A strong answer explains constraints, trade-offs, and why the choice makes sense for that problem.

Andrews Ribeiro

Andrews Ribeiro

Founder & Engineer

The problem

The question sounds simple:

why this approach?

But it knocks a lot of people down.

Because the candidate may have reached a good solution, but cannot support it without falling into an automatic phrase.

The answer becomes something like:

  • “because it is more performant”
  • “because it is more scalable”
  • “because it is best practice”
  • “because it makes more sense here”

That says very little.

Sometimes it says nothing.

The interviewer does not only want to know that you picked a path.

They want to know whether the choice was made with criteria.

Mental model

Think of it like this:

Answering “why this approach?” means explaining which pain it solves better and which cost you accepted in return.

That is the core structure.

Every approach wins in some dimension and loses in another.

If you do not show that trade, the answer sounds like personal preference or buzzword.

If you show the trade clearly, the answer starts sounding mature.

Breaking the problem down

Start with the constraint that actually matters

The best justification almost always starts from a real constraint.

Examples:

  • I need to preserve the index
  • I need to answer in one pass
  • I need to simplify delivery
  • I need to reduce operational risk
  • I need to keep reversibility

Without a constraint, the approach looks arbitrary.

With a constraint, it gains context.

Then name the cost you are accepting

Every choice charges something.

It may be:

  • more memory
  • more complexity
  • worse readability
  • higher write latency
  • less future flexibility

When you bring up that cost yourself, the answer gets stronger.

Because it shows you are not trying to sell a perfect solution.

You are showing judgment.

Only then say why that trade is worth it

This is the sentence many people skip.

It is not enough to say:

  • “I use a hash map”

It helps to say:

  • “I use a hash map because I need fast lookup in one pass, and I am willing to pay extra memory for that”

Now the choice is defensible.

Saying when you would change approaches is a strong signal of maturity

This is a good move because it shows your solution is not dogma.

Something like:

If I did not need to preserve the index, I would consider sorting and using two pointers to simplify the structure.

That communicates:

  • flexibility
  • awareness of context
  • real comparison between alternatives

A short answer is better than an abstract one

A good justification does not need to be long.

It needs to be complete in the right place.

A simple formula usually works:

  1. main constraint
  2. chosen approach
  3. accepted cost
  4. condition that would make you change

Simple example

Question:

Why did you choose a Hash Map instead of sorting the array?

Generic answer:

Because Hash Map is more efficient.

Better answer:

I chose a Hash Map here because I want to solve it in one pass and preserve the original indices.

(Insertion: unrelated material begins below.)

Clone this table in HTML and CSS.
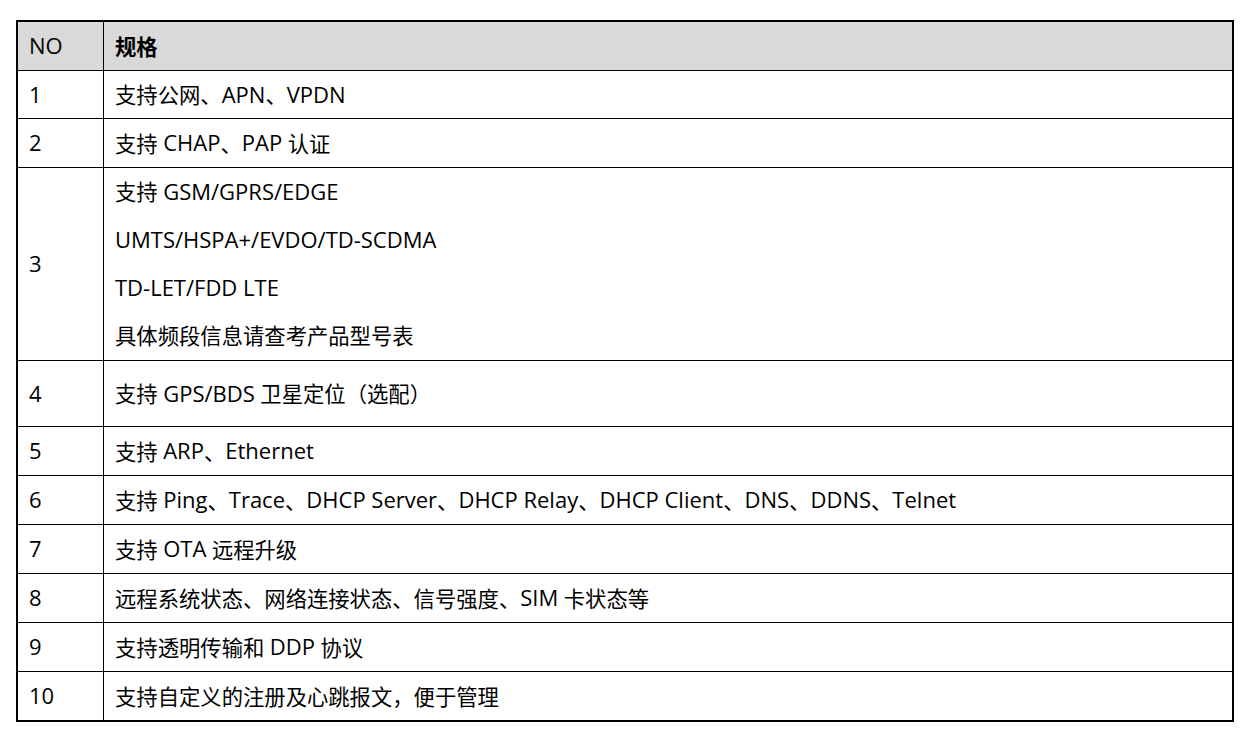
FILE: index.html
```html
<!DOCTYPE html>
<html lang="zh-CN">
<head>
<meta charset="utf-8">
<title>规格</title>
<link rel="stylesheet" href="styles.css">
</head>
<body>
<div class="spec-table">
  <div class="cell no head"><span class="en">NO</span></div>
  <div class="cell spec head bold">规格</div>

  <div class="cell no"><span class="en">1</span></div>
  <div class="cell spec">支持公网、<span class="en">APN</span>、<span class="en">VPDN</span></div>

  <div class="cell no"><span class="en">2</span></div>
  <div class="cell spec">支持 <span class="en">CHAP</span>、<span class="en">PAP</span> 认证</div>

  <div class="cell no"><span class="en">3</span></div>
  <div class="cell spec multi">
    <div class="line">支持 <span class="en">GSM/GPRS/EDGE</span></div>
    <div class="line"><span class="en">UMTS/HSPA+/EVDO/TD-SCDMA</span></div>
    <div class="line"><span class="en">TD-LET/FDD LTE</span></div>
    <div class="line">具体频段信息请查考产品型号表</div>
  </div>

  <div class="cell no"><span class="en">4</span></div>
  <div class="cell spec">支持 <span class="en">GPS/BDS</span> 卫星定位（选配）</div>

  <div class="cell no"><span class="en">5</span></div>
  <div class="cell spec">支持 <span class="en">ARP</span>、<span class="en">Ethernet</span></div>

  <div class="cell no"><span class="en">6</span></div>
  <div class="cell spec">支持 <span class="en">Ping</span>、<span class="en">Trace</span>、<span class="en">DHCP Server</span>、<span class="en">DHCP Relay</span>、<span class="en">DHCP Client</span>、<span class="en">DNS</span>、<span class="en">DDNS</span>、<span class="en">Telnet</span></div>

  <div class="cell no"><span class="en">7</span></div>
  <div class="cell spec">支持 <span class="en">OTA</span> 远程升级</div>

  <div class="cell no"><span class="en">8</span></div>
  <div class="cell spec">远程系统状态、网络连接状态、信号强度、<span class="en">SIM</span> 卡状态等</div>

  <div class="cell no"><span class="en">9</span></div>
  <div class="cell spec">支持透明传输和 <span class="en">DDP</span> 协议</div>

  <div class="cell no last"><span class="en">10</span></div>
  <div class="cell spec last">支持自定义的注册及心跳报文，便于管理</div>
</div>
</body>
</html>
```

FILE: styles.css
```css
html, body {
  margin: 0;
  padding: 0;
  background: #ffffff;
}

body {
  padding: 20px 0 0 16px;
  font-family: "Open Sans", "Noto Sans CJK SC", sans-serif;
  font-size: 21.33px;
  color: #000000;
}

.en {
  font-size: 22px;
}

.spec-table {
  box-sizing: border-box;
  width: 1218px;
  border: 2px solid #000000;
  display: grid;
  grid-template-columns: 86px 1fr;
  grid-template-rows: 49px 48px 49px 193px 66px repeat(5, 49px) 48px;
}

.cell {
  box-sizing: border-box;
  display: flex;
  align-items: center;
  padding: 0 10px 2px 11px;
  border-bottom: 1px solid #000000;
  white-space: pre;
}

.cell.last {
  border-bottom: none;
}

.no {
  border-right: 1px solid #000000;
}

.head {
  background: #d9d9d9;
}

.bold {
  font-weight: 700;
}

.multi {
  flex-direction: column;
  align-items: stretch;
  justify-content: flex-start;
  padding-bottom: 0;
  white-space: normal;
}

.line {
  height: 48px;
  display: flex;
  align-items: center;
  padding-bottom: 3px;
  box-sizing: border-box;
  white-space: pre;
}
```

The cost is extra O(N) memory. If preserving the index did not matter, sorting and using two pointers could simplify the logic, but it would cost O(N log N) and change the order.

In a few lines, you showed:

  • what you protected
  • what you paid
  • what you ruled out
  • why you ruled it out

Common mistakes

  • Defending the solution with buzzwords instead of criteria.
  • Answering as if the approach had no cost.
  • Talking only about the technique and not the constraint that motivated it.
  • Sounding dogmatic, as if there were only one “correct” path.
  • Saying “it depends” without finishing what it depends on.

How a senior thinks

People with more maturity do not try to sell that they picked the perfect answer.

They try to show that they picked the best trade for that scenario.

That applies to:

  • algorithm
  • architecture
  • debugging
  • rollout
  • product decisions

Senior reasoning usually sounds like this:

given this context, I protected this, accepted this cost, and would do it differently if the constraint changed.

It is a simple answer.

But it communicates a lot at the same time.

What the interviewer wants to see

When they ask this question, the interviewer usually wants to notice whether you:

  • have criteria and not only repertoire
  • see cost, not only benefit
  • connect technique to constraint
  • can support the choice clearly

A strong answer on this topic usually sounds like this:

I try to justify an approach through constraint, cost, and switching condition. That helps me avoid answering with buzzwords and makes it clear why this solution makes sense here, not in every scenario.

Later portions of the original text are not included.